When Wellington made a tour of inspection of coastal defences in the south and west in 1806, he noted that one of the Kerry towers was superfluous as its neighbours on either side could see each other’s lights; so it seems that lights were used for signalling by night. The Aran tower too would have been able to exchange signals with quite a number of others: one at Hag’s Head in Clare, another on the highest point of Inis Oírr, and three more spaced out along the south Connemara coast, at Ceann Gúlaim or Golam Head, Cnoc an Choillín near Carna, and Slyne Head. The towers were all of a standard pattern, thirteen or fifteen feet square inside, about thirty-four feet high, with two stories, the walls sometimes slated against the weather. Their defensive features give them an antique look: the door, in the upper storey, was reached by a small ladder that could be quickly hauled up (as in the monastic round towers), with a bartizan—a balcony supported on corbels with an open floor through which assailants could be shot at—above it, and other bartizans at the rear corners to protect the side and back walls. Such a tower could defy any attack short of bombardment with cannon.
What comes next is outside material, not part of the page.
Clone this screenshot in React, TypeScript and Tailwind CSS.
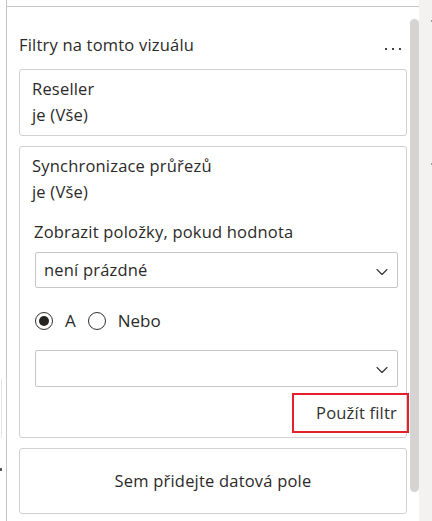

Defence of the towers seems to have been in the hands of a body called the Sea Fencibles, a naval reserve of fishermen and merchant seamen set up in 1803, who manned hired vessels fitted out with 18-pounder guns and carronades and were stationed at such likely invasion sites as Killala, Galway Bay and the Shannon estuary. The Lord Lieutenant’s reports to London show some anxieties about the loyalty of these volunteers, who might well have sided with any French expeditionary force and turned their guns against the English authorities. One imagines that the signal crews—perhaps just a midshipman and a couple of signalmen—had uneasy nights in such towers as this in isolated and disaffected Aran, listening to the wind battering at the door and shrieking around the parapets. After only a few years most of the towers were left unmanned, and in 1809 the Government announced that those from Eochaill to Horn Head in Donegal were to be abandoned. After its second brief life as housing for the lightkeepers, the Eochaill tower followed the lighthouse into dereliction, and now it is a mere shell, its floors and ceilings gone. Patches of blueish weather-slating cling to its walls like fish-scales here and there.